Earthquake in Venezuela

The 1929 Cumaná earthquake occurred on January 17 at 07:45:44 local time, affecting Venezuela. Measuring 6.7 on the moment magnitude scale at a depth of 10 km, the earthquake severely damaged the city of Cumaná in Sucre state. The earthquake had an epicenter located offshore in the Caribbean Sea, and had a maximum Modified Mercalli intensity scale rating of IX (Violent). It lasted 30 seconds, causing major damage and a tsunami. Although the total death toll is unknown, it may be as high as 1,600.

==Earthquake==
The earthquake was associated with strike-slip faulting at a shallow depth; a common characteristic for earthquakes of this depth in the region of northern Venezuela. It is one of the most extensively studied earthquakes in Venezuela prior to 1997. The El Pilar Fault System, a right-lateral strike-slip fault extending 350 km from the Cariaco Basin to the Paria Peninsula is thought to be the source of the event. The earthquake in 1929 is thought to have ruptured approximately 30–40 km of the fault. Most of the surface rupture was offshore, and only 4 km of it was visible at the surface, extending east–west. The surface-wave magnitude was calculated to be 6.3; a revision of 6.9 which was considered an overestimation. The same fault segment is thought to have partially ruptured during the 1997 Cariaco earthquake, which occurred east of the 1929 event.
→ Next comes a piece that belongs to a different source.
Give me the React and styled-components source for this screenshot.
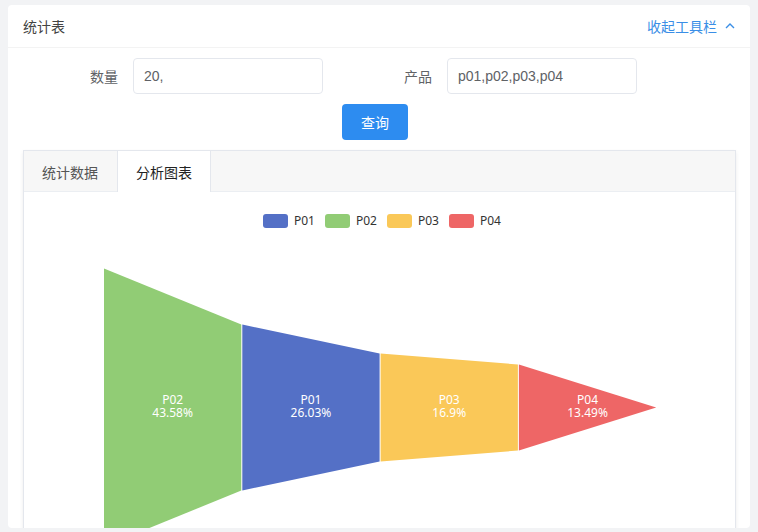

It is believed that the 1929 earthquake ruptured a segment that was involved in a 1797 event.

==Tsunami==
At the coast of Cumaná, in Puerto De Sucre, survivors witnessed the a drawback of the sea by as much as 200 meters. The tsunami reportedly swept away some homes located along the shore, killing some 40 individuals. The maximum tsunami height was measured at 3 m. Cumaná suffered severe damage from the tsunami, and the waves were recorded in four other cities. Two launches, each weighing 5-tons were carried and dumped inland. Boats were destroyed. The maximum tsunami run-up was 6 m.

==Impact==
The earthquake razed to the ground more than 3,500 homes in Cumaná. The shaking which lasted 30 seconds, severely damaged a theater, which has now been converted to a cathedral. The Church of Santa Inés suffered partial destruction of its structure, as well as to the San Antonio de la Eminencia castle. A clock tower on the Church of Santa Inés stopped working at the time the earthquake struck. After the earthquake, new towers were built around the church during restoration works. Ground collapse and landslides were reported. The earthquake was also felt in Barcelona, Margarita, Güiria, Carúpano, Río Caribe, Caracas, and Irapa. No official figure for the death toll exists, although it has been estimated to be as much as eight percent of the population of 20,000. At least 800 people were injured.